Manamee Guha Profile

Assistant Professor
Harris Hall 128

Biography

MANAMEE GUHA (Ph.D., University of Illinois at Chicago, 2019) is an assistant professor specializing in 19th-century Victorian British history, especially in the role of a colonizing force. She teaches courses on World History (18th century onwards), Histories of Colonized Nations, Cultures and Colonialism, Comparative Colonialism, Gunpowder Empires, Histories of Colonialism, and Decolonization. In her teaching, she encourages her students to think about the era of imperialism as a global historical moment where all parts of the world were inextricably linked to one another through exchanges of ideas, commodities, tastes, and interactions that impacted the lives of all, directly or indirectly. As a global historian, she is interested in exploring the various interconnected links, defying spatial frameworks, that connected the metropole to the colonies, especially South Asia.
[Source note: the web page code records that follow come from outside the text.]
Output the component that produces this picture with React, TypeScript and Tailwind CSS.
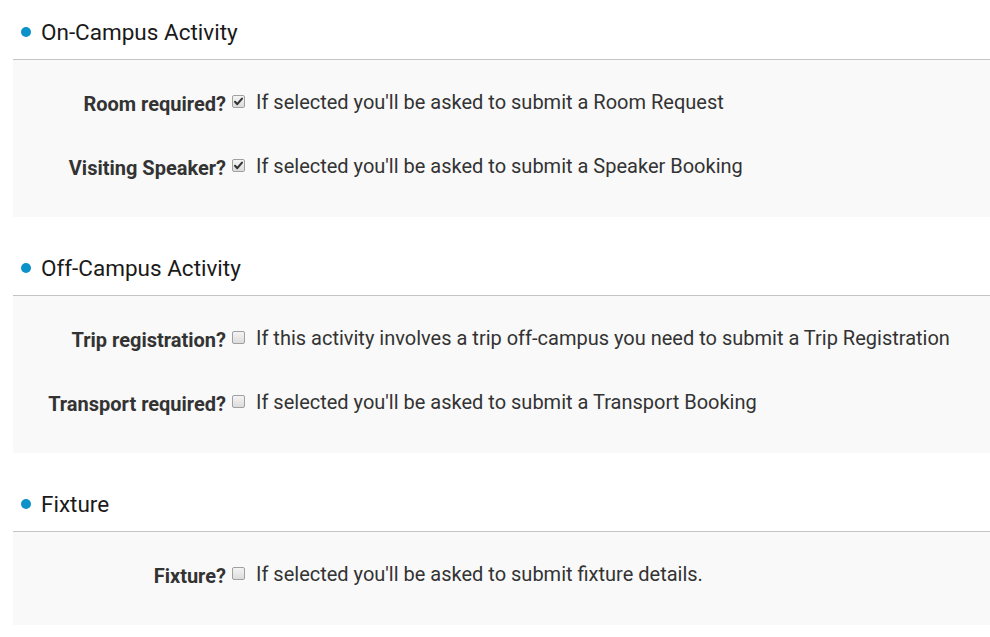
import React from "react";

type Row = { label: string; checked: boolean; desc: string };
type Section = { title: string; rows: Row[] };

const sections: Section[] = [
  {
    title: "On-Campus Activity",
    rows: [
      { label: "Room required?", checked: true, desc: "If selected you'll be asked to submit a Room Request" },
      { label: "Visiting Speaker?", checked: true, desc: "If selected you'll be asked to submit a Speaker Booking" },
    ],
  },
  {
    title: "Off-Campus Activity",
    rows: [
      { label: "Trip registration?", checked: false, desc: "If this activity involves a trip off-campus you need to submit a Trip Registration" },
      { label: "Transport required?", checked: false, desc: "If selected you'll be asked to submit a Transport Booking" },
    ],
  },
  {
    title: "Fixture",
    rows: [{ label: "Fixture?", checked: false, desc: "If selected you'll be asked to submit fixture details." }],
  },
];

function Box({ checked }: { checked: boolean }) {
  return (
    <span className="relative inline-block w-[13px] h-[13px] rounded-[2px] border border-[#a0a0a0] bg-gradient-to-b from-[#f4f4f4] to-[#dcdcdc] shrink-0">
      {checked && (
        <svg viewBox="0 0 13 13" className="absolute -left-px -top-px w-[13px] h-[13px]">
          <path d="M3 6.8 L5.3 9.2 L10 3.6" fill="none" stroke="#333" strokeWidth="2" strokeLinecap="round" strokeLinejoin="round" />
        </svg>
      )}
    </span>
  );
}

export default function App() {
  return (
    <div className="w-[990px] bg-white text-[#333]" style={{ fontFamily: "Roboto, 'Liberation Sans', sans-serif" }}>
      {sections.map((s, i) => (
        <div key={i} className={i === 0 ? "" : "pt-[19px]"}>
          <div className="flex items-center h-[60px] pt-[5px] pl-[8px] border-b border-[#c4c4c4] ml-[13px]">
            <span className="w-[10px] h-[10px] rounded-full bg-[#0a92c9] mr-[10px]" />
            <span className="text-[22.5px] text-[#1a1a1a] leading-none">{s.title}</span>
          </div>
          <div className="ml-[13px] bg-[#f9f9f9] pt-[31px] pb-[40px] flex flex-col gap-[42px]">
            {s.rows.map((r, j) => (
              <div key={j} className="flex items-center h-[22px]">
                <span className="w-[213px] text-right font-bold text-[20px] text-[#333] leading-none translate-y-[2px]">{r.label}</span>
                <span className="ml-[6px] -translate-y-[1px] flex"><Box checked={r.checked} /></span>
                <span className="ml-[11px] text-[20px] text-[#333] leading-none">{r.desc}</span>
              </div>
            ))}
          </div>
        </div>
      ))}
    </div>
  );
}
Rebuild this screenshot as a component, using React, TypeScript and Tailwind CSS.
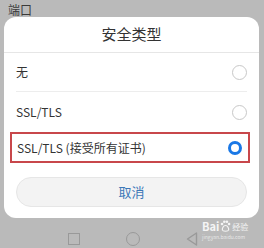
import React from 'react'

const font = { fontFamily: '"Noto Sans CJK SC", "Liberation Sans", sans-serif' }

function Radio({ checked }: { checked?: boolean }) {
  if (checked) {
    return <div className="w-[14px] h-[14px] rounded-full border-[3.5px] border-[#1a78e6] bg-white" />
  }
  return <div className="w-[15px] h-[15px] rounded-full border border-[#c8c8c8] bg-white" />
}

function Paw() {
  return (
    <svg width="11" height="12" viewBox="0 0 11 12" className="mx-[1px]">
      <circle cx="2" cy="4" r="1.3" fill="white" fillOpacity="0.85" />
      <circle cx="4.3" cy="1.8" r="1.3" fill="white" fillOpacity="0.85" />
      <circle cx="6.9" cy="1.8" r="1.3" fill="white" fillOpacity="0.85" />
      <circle cx="9.1" cy="4" r="1.3" fill="white" fillOpacity="0.85" />
      <path d="M5.5 5.5 C3.3 5.5 2 8.6 2.4 10.2 C2.8 11.6 8.2 11.6 8.6 10.2 C9 8.6 7.7 5.5 5.5 5.5 Z" fill="none" stroke="white" strokeOpacity="0.85" strokeWidth="1.2" />
    </svg>
  )
}

export default function App() {
  return (
    <div className="w-[264px] h-[248px] bg-[#bababa] overflow-hidden relative" style={font}>
      <div className="h-[17px] pl-[8px] pt-[2px] text-[12px] leading-[15px] text-[#3a3a3a]">端口</div>

      <div className="mx-[4px] w-[255px] h-[201px] bg-white rounded-[12px] flex flex-col">
        <div className="h-[35px] flex items-center justify-center text-[15px] text-[#333]">安全类型</div>
        <div className="h-px bg-[#e6e6e6]" />

        <div className="h-[38px] px-[12px] flex items-center justify-between text-[12px] text-[#333]">
          <span>无</span>
          <Radio />
        </div>
        <div className="mx-[12px] h-px bg-[#ededed]" />
        <div className="h-[40px] px-[12px] flex items-center justify-between text-[12px] text-[#333]">
          <span>SSL/TLS</span>
          <Radio />
        </div>

        <div className="ml-[6px] mr-[9px] h-[31px] border-2 border-[#c8474b] pl-[5px] pr-[6px] flex items-center justify-between text-[12px] text-[#333]">
          <span>SSL/TLS (接受所有证书)</span>
          <Radio checked />
        </div>

        <div className="mx-[12px] mt-[14px] h-[30px] rounded-full bg-[#f3f3f3] border border-[#e6e6e6] flex items-center justify-center text-[13px] text-[#3c78b8]">
          取消
        </div>
      </div>

      <div className="h-[30px] flex items-center justify-center gap-[46px] pt-[12px] pl-[2px]">
        <div className="w-[12px] h-[12px] border-[1.5px] border-[#999]" />
        <div className="w-[14px] h-[14px] rounded-full border-[1.5px] border-[#999]" />
        <svg width="12" height="14" viewBox="0 0 12 14">
          <path d="M10.5 1 L1.5 7 L10.5 13 Z" fill="none" stroke="#999" strokeWidth="1.4" strokeLinejoin="round" />
        </svg>
      </div>

      <div className="absolute left-[202px] top-[219px] flex flex-col items-start text-white/85">
        <div className="flex items-end h-[13px]">
          <span className="text-[11px] leading-[12px] font-bold">Bai</span>
          <Paw />
          <span className="text-[8px] leading-[10px]">经验</span>
        </div>
        <div className="mt-[2px] text-[5px] leading-[6px] text-white/70">jingyan.baidu.com</div>
      </div>
    </div>
  )
}
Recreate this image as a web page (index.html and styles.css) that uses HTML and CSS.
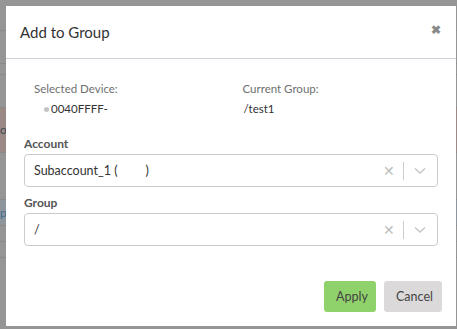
FILE: index.html
```html
<!DOCTYPE html>
<html lang="en">
<head>
    <meta charset="UTF-8">
    <meta name="viewport" content="width=device-width, initial-scale=1.0">
    <title>Add to Group</title>
    <link rel="stylesheet" href="styles.css">
</head>
<body>
    <div class="page">
        <div class="page-row r1"></div>
        <div class="page-row r2"></div>
        <div class="page-row r3"></div>
        <div class="page-row r4"></div>
        <div class="page-row r5 selected">o</div>
        <div class="page-row r6"></div>
        <div class="page-row r7 link">p</div>
        <div class="page-row r8"></div>
        <div class="page-row r9"></div>
    </div>

    <div class="modal">
        <div class="modal-header">
            <h1>Add to Group</h1>
            <span class="close">&#10006;</span>
        </div>

        <div class="modal-body">
            <div class="info">
                <div class="info-col">
                    <div class="info-label">Selected Device:</div>
                    <div class="info-value device"><span class="dot"></span>0040FFFF-</div>
                </div>
                <div class="info-col">
                    <div class="info-label">Current Group:</div>
                    <div class="info-value">/test1</div>
                </div>
            </div>

            <label class="field-label">Account</label>
            <div class="select">
                <span class="select-value">Subaccount_1 (<span class="redacted"></span>)</span>
                <span class="select-clear">&#10005;</span>
                <span class="select-sep"></span>
                <svg class="select-arrow" width="14" height="8" viewBox="0 0 14 8"><path d="M2 1.5 L7 6 L12 1.5" fill="none" stroke="#c8c8c8" stroke-width="1.6"/></svg>
            </div>

            <label class="field-label">Group</label>
            <div class="select">
                <span class="select-value">/</span>
                <span class="select-clear">&#10005;</span>
                <span class="select-sep"></span>
                <svg class="select-arrow" width="14" height="8" viewBox="0 0 14 8"><path d="M2 1.5 L7 6 L12 1.5" fill="none" stroke="#c8c8c8" stroke-width="1.6"/></svg>
            </div>
        </div>

        <div class="modal-footer">
            <button class="btn apply">Apply</button>
            <button class="btn cancel">Cancel</button>
        </div>
    </div>
</body>
</html>
```

FILE: styles.css
```css
body {
    margin: 0;
    background-color: #959595;
    font-family: 'Lato', 'Open Sans', sans-serif;
    overflow: hidden;
}
.page {
    height: 329px;
}
.page-row {
    border-bottom: 1px solid #8a8a8a;
    color: #3b4a5a;
    font-size: 12px;
    line-height: 20px;
}
.r1 { height: 30px; }
.r2 { height: 32px; }
.r3 { height: 10px; }
.r4 { height: 32px; }
.r5 { height: 44px; }
.r6 { height: 46px; }
.r7 { height: 25px; }
.r8 { height: 15px; }
.r9 { height: 15px; }
.selected {
    background-color: #9b8985;
    line-height: 44px;
}
.link {
    background-color: #8f969b;
    color: #3d6d94;
    line-height: 25px;
}

.modal {
    position: fixed;
    top: 6px;
    left: 6px;
    width: 450px;
    height: 320px;
    background-color: white;
    display: flex;
    flex-direction: column;
}
.modal-header {
    height: 52px;
    border-bottom: 1px solid #d0d0da;
    display: flex;
    align-items: center;
    justify-content: space-between;
    padding: 0 14px;
}
.modal-header h1 {
    margin: 0;
    font-size: 15px;
    font-weight: 400;
    color: #333;
}
.close {
    color: #8a8a8a;
    font-size: 12px;
    font-weight: bold;
    margin-top: -6px;
    margin-right: 1px;
}
.modal-body {
    padding: 20px 18px 0 18px;
}
.info {
    display: flex;
    padding-left: 10px;
    margin-bottom: 18px;
}
.info-col {
    width: 211px;
}
.info-col + .info-col {
    padding-left: 13px;
}
.info-label {
    color: #707070;
    font-size: 11.5px;
    line-height: 20px;
}
.info-value {
    color: #333;
    font-size: 11.5px;
    line-height: 18px;
    margin-top: 1px;
    padding-left: 1px;
}
.device {
    display: flex;
    align-items: center;
    padding-left: 10px;
}
.dot {
    width: 5px;
    height: 5px;
    border-radius: 50%;
    background-color: #c4c4c4;
    margin-right: 2px;
}
.field-label {
    display: block;
    color: #555;
    font-size: 12px;
    font-weight: bold;
    line-height: 16px;
    margin-bottom: 2px;
}
.select {
    height: 31px;
    border: 1px solid #ccc;
    border-radius: 4px;
    display: flex;
    align-items: center;
    margin-bottom: 8px;
}
.select-value {
    flex: 1;
    padding-left: 9px;
    font-size: 12.5px;
    color: #333;
}
.redacted {
    display: inline-block;
    width: 28px;
}
.select-clear {
    color: #bdbdbd;
    font-size: 14px;
    margin-right: 8px;
}
.select-sep {
    width: 1px;
    height: 18px;
    background-color: #ccc;
}
.select-arrow {
    margin: 1px 10px 0 9px;
}
.modal-footer {
    margin-top: auto;
    display: flex;
    justify-content: flex-end;
    gap: 8px;
    padding: 0 14px 14px 0;
}
.btn {
    height: 31px;
    border: none;
    border-radius: 3px;
    font-family: 'Lato', 'Open Sans', sans-serif;
    font-size: 12.5px;
    color: #444;
    padding: 0 12px;
}
.apply {
    background-color: #8fd16a;
    width: 52px;
}
.cancel {
    background-color: #dbd9da;
    width: 58px;
}
```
Currently, she is working on an article about the etiquette, rules, and elements of theatrical performance built around the activity of hunting by the colonized masters and what such a display stood for in terms of legitimizing their role as the superior colonial master. She is also working on a larger book monograph about British genteel clubbability as it crisscrossed around the world, from colony to the metropole, giving the colonial masters an exclusive identity for themselves, whether they resided in the colonies or returned home to England.